[Patch] kexec_load: check CAP_SYS_MODULE

Fri Jan 14 14:47:31 EST 2011

On Sat, 2011-01-08 at 18:09 -0800, Eric W. Biederman wrote:
> Eric Paris <eparis at redhat.com> writes:

> What you are asking for if I understand this correctly is a way to
> disable sys_kexec_load?
> 
> What strange things are you trying to accomplish on top of a
> distribution kernel?

I've already described the situation.  We'd like to launch machines in
which root in unable to easily run their own kernel code.  This is
largely easy to do if you control the platform which holds the
bootloader and you drop CAP_SYS_MODULE and CAP_SYS_RAWIO before you
allow 'root' access to the machine.  Except kexec.  kexec seems to
believe that running any code you want in kernel space is the same as
rebooting a machine.  It's not.

> >> > The only solution I see to solve the problem is to gate kexec on
> >> > CAP_SYS_MODULE.  Which makes sense since kexec() is in many respects
> >> > close to module_init() than it is to reboot().
> >> 
> >> kexec_load is nothing like module_init().  All it does it puts data in
> >> memory for use by a subsequent reboot.  /sbin/kexec is a bootloader that
> >> runs inside of linux.  All you are noticing is that if you don't control
> >> /sbin/kexec you aren't controlling the bootloader.
> >
> > Does that mean you would instead prefer that we check CAP_SYS_MODULE in
> > sys_reboot() when LINUX_REBOOT_CMD_KEXEC is set (or really
> > kernel_kexec())?  It seems to me you indicate that is the more analogous
> > location since it is the actual place where we load new kernel code on
> > the running system (aka what sys_module was intended to protect)?
> 
> We aren't dealing with modules I think CAP_SYS_MODULE is totally
> irrelevant in the context of kexec.
> 
> I think to accomplish what you want we either need a way to disable
> sys_kexec_load or possibly a new very targeted capability bit.
> 
> You are making it so that giving someone CAP_SYS_MODULE is giving more
> than the ability to load kernel modules.  Which seems non-intuitive from
> a system management point of view.

I'm looking at what CAP_SYS_MODULE means in terms of operation of the
system and applying it where it fits.  A task with CAP_SYS_MODULE can
run any code they want in ring0 without any method for the hardware or
platform to determine or inspect what code is running or to realize that
the code it thought was running wasn't.  This is exactly what kexec()
allows.  Do you not see where these two operations are very similar?

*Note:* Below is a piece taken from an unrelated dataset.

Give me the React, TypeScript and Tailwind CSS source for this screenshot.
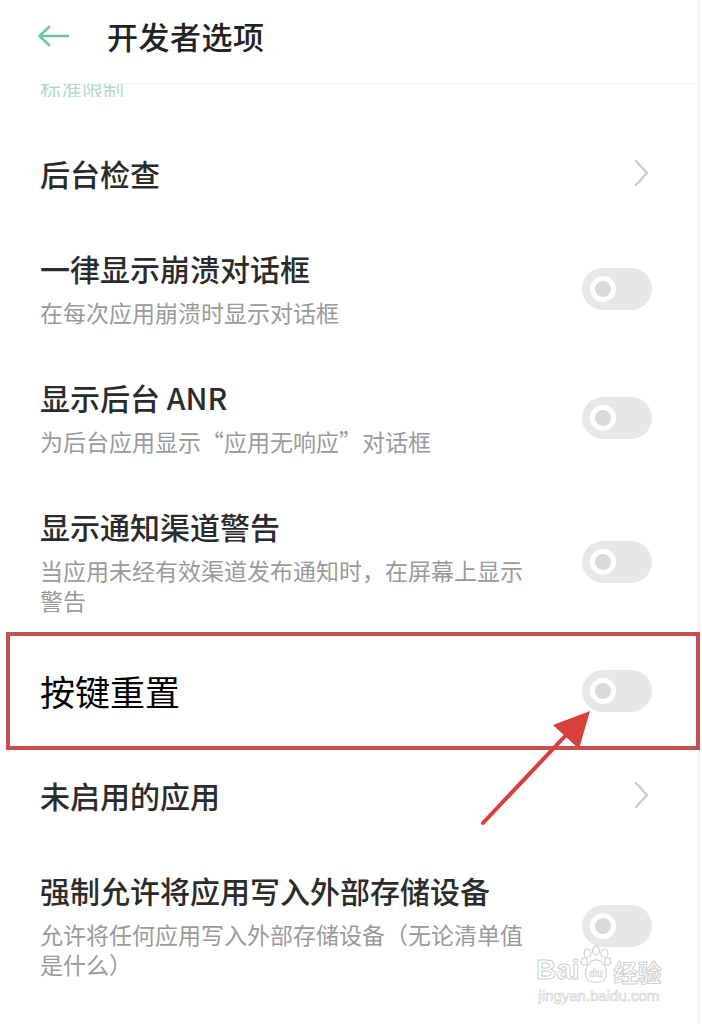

I'm not giving anyone anything new.  I'm further restricting access.
Having CAP_SYS_MODULE alone won't let you use kexec.  And it's not like
anyone would have to grant any new permissions or make any userspace
changes for this to be backwards compatible (unless someone has an suid
kexec app which drops permissions explictly, which seems braindead, if
you don't trust that whole app your fscked anyway).  Maybe you don't
realize how caps work.  On nearly every system out there uid==0 means
you have all capabilities.  If you drop them, just exec something and
you get them back.

I'm willing to accept a way to disable kexec or even a new cap (since I
think CAP_SYS_REBOOT is really wrong) but I still think that the
operation CAP_SYS_MODULE was intended to mediate is the operation that's
happening here.

-Eric